Justice of the Idaho Supreme Court
- In office February 25, 1993 – January 2, 2001
- Appointed by: Cecil Andrus
- Preceded by: Robert Bakes
- Succeeded by: Daniel Eismann

Judge of the Idaho Court of Appeals
- In office September 1, 1990 – February 25, 1993
- Appointed by: Cecil Andrus
- Preceded by: Donald Burnett
- Succeeded by: Karen Lansing

Personal details
- Born: May 25, 1950 (age 76) New York City, New York, U.S.
- Spouse: Nicholas G. Miller
- Children: 1 son, 2 daughters
- Alma mater: New York University (BA) University of California (JD)
- Profession: Lawyer, Dean

= Cathy Silak =

American judge (born 1950)

Cathy R. Silak (born May 25, 1950) is the former dean of the Concordia University School of Law in Boise, Idaho. She is a former justice of the Idaho Supreme Court and the Idaho Court of Appeals.

Silak graduated from New York University in New York City with a Bachelor of Arts in sociology and French literature, then attended the University of California, Berkeley, earning her Juris Doctor in 1976 from its School of Law. After working in private practice in San Francisco and Washington, D.C., and as a U.S. attorney in New York City, she moved west to Idaho, her husband's home state, in 1983.

At age 40, Silak was appointed by Governor Cecil Andrus to the Court of Appeals in August 1990, the first woman to serve on Idaho's second-highest court. Less than three years later, she was elevated by Andrus to the state supreme court, succeeding Robert Bakes, and joined Linda Copple Trout as the first two women to serve on it.

Silak retained her seat in the statewide election (57.7%) in May 1994, defeating Wayne Kidwell, a future colleague on the court.
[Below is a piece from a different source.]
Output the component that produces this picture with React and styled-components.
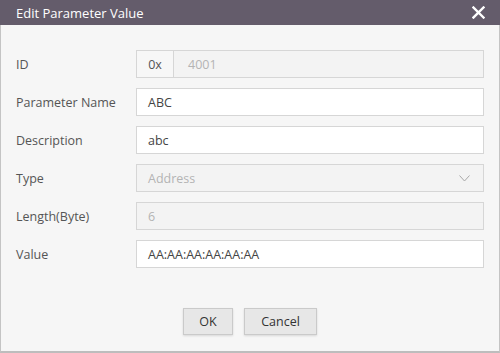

Six years later, she was unseated by Dan Eismann (58.6%) in May 2000, the only defeat for an incumbent on the court since 1944. The previous autumn, Silak wrote the 3–2 majority opinion that upheld an earlier decision on wilderness area water rights, siding with the federal government, which became a key factor in the election campaign.

After the supreme court, Silak was a partner with Hawley, Troxell, Ennis, & Hawley until 2004, when she became president and CEO of the Idaho Community Foundation, a statewide public charity based in Boise. Silak joined Concordia University's School of Law in 2008.